When were Girona relegated from La Liga? +

Girona were relegated from La Liga on the final day of the 2025-26 season, May 24, 2026. They finished 18th, two points from safety, ending a three-year stint in the Spanish top flight.

How did Girona qualify for the Champions League? +

Girona finished third in La Liga in the 2023-24 season with 81 points, behind only Real Madrid and Barcelona.

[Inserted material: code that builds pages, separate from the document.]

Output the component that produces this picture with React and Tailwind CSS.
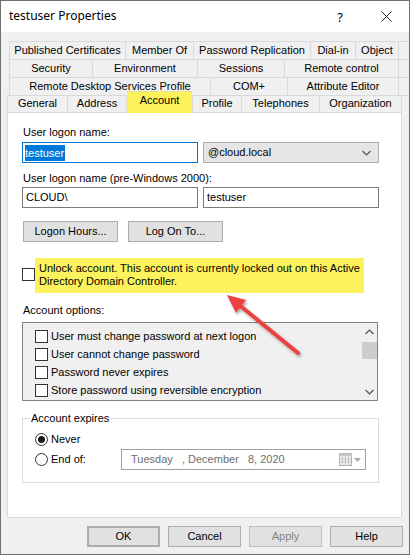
import React from "react";

const row1 = [
  ["Published Certificates", "w-[116px]"],
  ["Member Of", "w-[68px]"],
  ["Password Replication", "w-[117px]"],
  ["Dial-in", "w-[45px]"],
  ["Object", "w-[43px]"],
];
const row2 = [
  ["Security", "w-[83px]"],
  ["Environment", "w-[105px]"],
  ["Sessions", "w-[87px]"],
  ["Remote control", "w-[114px]"],
];
const row3 = [
  ["Remote Desktop Services Profile", "w-[201px]"],
  ["COM+", "w-[77px]"],
  ["Attribute Editor", "w-[111px]"],
];

function TabRow({ items }) {
  return (
    <div className="flex h-[18px] ml-[8px] border-t border-l border-[#d9d9d9]">
      {items.map(([label, w]) => (
        <div
          key={label}
          className={`${w} flex items-center justify-center border-r border-[#d9d9d9] leading-[13px] whitespace-nowrap`}
        >
          {label}
        </div>
      ))}
    </div>
  );
}

function Check({ className = "" }) {
  return <div className={`w-[13px] h-[13px] border border-[#333333] bg-white shrink-0 ${className}`} />;
}

function Chevron({ up }) {
  return (
    <svg width="9" height="6" viewBox="0 0 9 6">
      <polyline
        points={up ? "0.5,5 4.5,1 8.5,5" : "0.5,1 4.5,5 8.5,1"}
        fill="none"
        stroke="#555555"
        strokeWidth="1.2"
      />
    </svg>
  );
}

function Btn({ children, className = "" }) {
  return (
    <div
      className={`w-[73px] h-[21px] flex items-center justify-center border border-[#adadad] bg-[#e1e1e1] leading-[13px] ${className}`}
    >
      {children}
    </div>
  );
}

export default function App() {
  return (
    <div className="w-[411px] h-[556px] bg-white font-['Liberation_Sans',Arial,sans-serif] text-[11px] text-black">
      <div className="relative w-[410px] h-[555px] border border-[#707070] flex flex-col">
        {/* title bar */}
        <div className="h-[31px] bg-white flex items-center pl-[8px] shrink-0">
          <span className="font-['Noto_Sans',sans-serif] text-[12px] leading-[16px] mt-[-1px]">testuser Properties</span>
          <div className="ml-auto flex">
            <div className="w-[46px] flex justify-center font-['Noto_Sans',sans-serif] text-[13px] leading-[16px]">?</div>
            <div className="w-[46px] flex justify-center items-center">
              <svg width="11" height="11" viewBox="0 0 11 11">
                <path d="M0.5 0.5 L10.5 10.5 M10.5 0.5 L0.5 10.5" stroke="#222" strokeWidth="1" fill="none" />
              </svg>
            </div>
          </div>
        </div>

        {/* body */}
        <div className="flex-1 bg-[#f0f0f0] pt-[9px]">
          <TabRow items={row1} />
          <TabRow items={row2} />
          <TabRow items={row3} />
          <div className="flex items-end h-[17px] ml-[6px] border-t border-[#d9d9d9]">
            <div className="w-[61px] h-[17px] flex items-center justify-center border-l border-r border-[#d9d9d9]">General</div>
            <div className="w-[59px] h-[17px] flex items-center justify-center border-r border-[#d9d9d9]">Address</div>
            <div className="relative z-10 w-[65px] h-[22px] mb-[-1px] pb-[5px] flex items-center justify-center bg-[#fcf35c] border-t border-[#e9e39a]">Account</div>
            <div className="w-[50px] h-[17px] flex items-center justify-center border-l border-r border-[#d9d9d9]">Profile</div>
            <div className="w-[78px] h-[17px] flex items-center justify-center border-r border-[#d9d9d9]">Telephones</div>
            <div className="w-[82px] h-[17px] flex items-center justify-center border-r border-[#d9d9d9]">Organization</div>
          </div>

          {/* panel */}
          <div className="ml-[6px] w-[395px] h-[406px] bg-white border border-[#d9d9d9] pl-[14px] pt-[13px] leading-[13px]">
            <div className="h-[13px] pl-[1px]">User logon name:</div>
            <div className="flex gap-[5px] mt-[3px]">
              <div className="w-[176px] h-[21px] border border-[#0078d7] flex items-center pl-[2px]">
                <span className="bg-[#0078d7] text-white h-[16px] leading-[16px] pr-[1px]">testuser</span>
              </div>
              <div className="w-[176px] h-[21px] border border-[#adadad] bg-[#e5e5e5] flex items-center pl-[4px] pr-[7px]">
                <span>@cloud.local</span>
                <span className="ml-auto">
                  <Chevron />
                </span>
              </div>
            </div>
            <div className="h-[13px] mt-[9px] pl-[1px]">User logon name (pre-Windows 2000):</div>
            <div className="flex gap-[5px] mt-[2px]">
              <div className="w-[176px] h-[21px] border border-[#7a7a7a] flex items-center pl-[3px]">CLOUD\</div>
              <div className="w-[176px] h-[21px] border border-[#7a7a7a] flex items-center pl-[3px]">testuser</div>
            </div>
            <div className="flex gap-[10px] mt-[13px] ml-[1px]">
              <div className="w-[95px] h-[21px] border border-[#adadad] bg-[#e1e1e1] flex items-center justify-center">Logon Hours...</div>
              <div className="w-[95px] h-[21px] border border-[#adadad] bg-[#e1e1e1] flex items-center justify-center">Log On To...</div>
            </div>

            {/* unlock */}
            <div className="flex mt-[16px] h-[35px]">
              <Check className="mt-[10px]" />
              <div className="w-[329px] h-[35px] bg-[#fcf35c] pl-[4px] pt-[4px]">
                <div>Unlock account. This account is currently locked out on this Active</div>
                <div>Directory Domain Controller.</div>
              </div>
            </div>

            <div className="h-[13px] mt-[11px] pl-[1px]">Account options:</div>
            <div className="mt-[5px] w-[356px] h-[79px] border border-[#828282] bg-[#f0f0f0] flex">
              <div className="flex-1 pl-[12px] pt-[4px]">
                {[
                  "User must change password at next logon",
                  "User cannot change password",
                  "Password never expires",
                  "Store password using reversible encryption",
                ].map((t) => (
                  <div key={t} className="h-[18px] flex items-center gap-[3px]">
                    <Check />
                    <span>{t}</span>
                  </div>
                ))}
              </div>
              <div className="w-[16px] flex flex-col items-center">
                <div className="h-[18px] flex items-center justify-center">
                  <Chevron up />
                </div>
                <div className="w-[15px] h-[17px] mt-[1px] bg-[#cdcdcd]" />
                <div className="flex-1" />
                <div className="h-[17px] flex items-center justify-center">
                  <Chevron />
                </div>
              </div>
            </div>

            {/* account expires */}
            <fieldset className="mt-[11px] w-[357px] border border-[#dcdcdc] pl-[12px] pb-[12px]">
              <legend className="ml-[-5px] px-[1px] leading-[13px]">Account expires</legend>
              <div className="flex items-center h-[13px] mt-[8px]">
                <div className="w-[13px] h-[13px] rounded-full border border-[#333333] bg-white flex items-center justify-center">
                  <div className="w-[7px] h-[7px] rounded-full bg-[#1a1a1a]" />
                </div>
                <span className="ml-[3px]">Never</span>
              </div>
              <div className="flex items-center h-[21px] mt-[3px]">
                <div className="w-[13px] h-[13px] rounded-full border border-[#333333] bg-white" />
                <span className="ml-[3px] w-[70px]">End of:</span>
                <div className="w-[245px] h-[21px] border border-[#a0a0a0] bg-white flex items-center pl-[9px] pr-[4px] text-[#6d6d6d]">
                  <span className="whitespace-pre">Tuesday   , December   8, 2020</span>
                  <span className="ml-auto flex items-center gap-[2px]">
                    <svg width="13" height="13" viewBox="0 0 13 13">
                      <rect x="0.5" y="0.5" width="12" height="12" fill="#f4f4f4" stroke="#b0b0b0" />
                      <rect x="0.5" y="0.5" width="12" height="2.5" fill="#c8c8c8" />
                      <path d="M3.5 3 V12.5 M6.5 3 V12.5 M9.5 3 V12.5 M0.5 6 H12.5 M0.5 9 H12.5" stroke="#c4c4c4" strokeWidth="1" />
                    </svg>
                    <svg width="7" height="4" viewBox="0 0 7 4">
                      <polygon points="0,0 7,0 3.5,4" fill="#a8a8a8" />
                    </svg>
                  </span>
                </div>
              </div>
            </fieldset>
          </div>

          {/* dialog buttons */}
          <div className="flex justify-end gap-[8px] mt-[8px] pr-[6px]">
            <Btn className="border-2 border-[#0078d7]">OK</Btn>
            <Btn>Cancel</Btn>
            <Btn className="bg-[#cccccc] border-[#bfbfbf] text-[#838383]">Apply</Btn>
            <Btn>Help</Btn>
          </div>
        </div>

        {/* red arrow annotation */}
        <svg className="absolute left-[-1px] top-[-1px] pointer-events-none" width="411" height="556" viewBox="0 0 411 556">
          <defs>
            <filter id="sh" x="-20%" y="-20%" width="140%" height="140%">
              <feDropShadow dx="1.5" dy="2" stdDeviation="1.5" floodColor="#000" floodOpacity="0.35" />
            </filter>
          </defs>
          <g filter="url(#sh)">
            <line x1="298" y1="353" x2="238" y2="304" stroke="#e9423f" strokeWidth="4" strokeLinecap="round" />
            <polygon points="227,295 246,300 236,313" fill="#e9423f" />
          </g>
        </svg>
      </div>
    </div>
  );
}
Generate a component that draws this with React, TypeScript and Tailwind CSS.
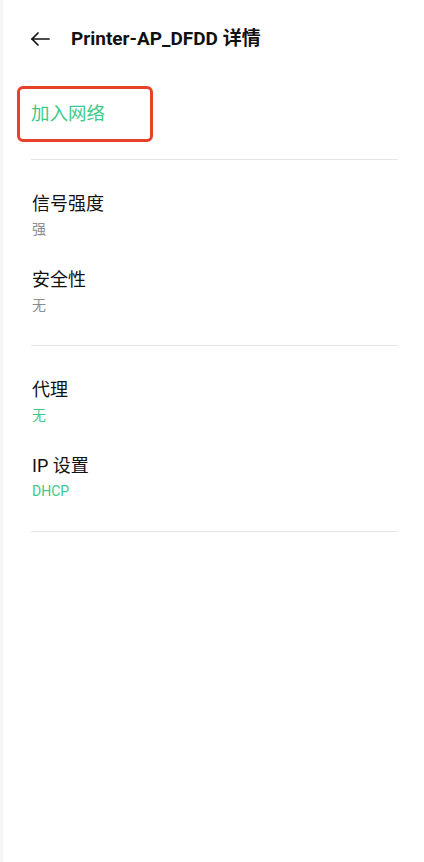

It was the highest finish in the club's history and earned them a place in the 2024-25 Champions League league phase.

Why did Girona get relegated after qualifying for the Champions League? +

A combination of factors: the loss of key players including Artem Dovbyk, Savinho, and Aleix Garcia in summer 2024, the physical toll of Champions League fixtures on a small squad, insufficient depth to compete on two fronts, and a failure to adequately replace departed stars.

Who owns Girona FC? +

Girona are owned by the City Football Group, which also owns Manchester City and clubs around the world. The ownership model has brought investment and infrastructure, but has also led to the departure of key players to other clubs within the group's network.

Will Girona try to get promoted back to La Liga? +

Yes. Girona have stated their intention to return to La Liga at the first attempt. Manager Michel has indicated he wants to stay, and the club's infrastructure and financial backing from the City Football Group give them a strong platform for a promotion push in the Segunda Division.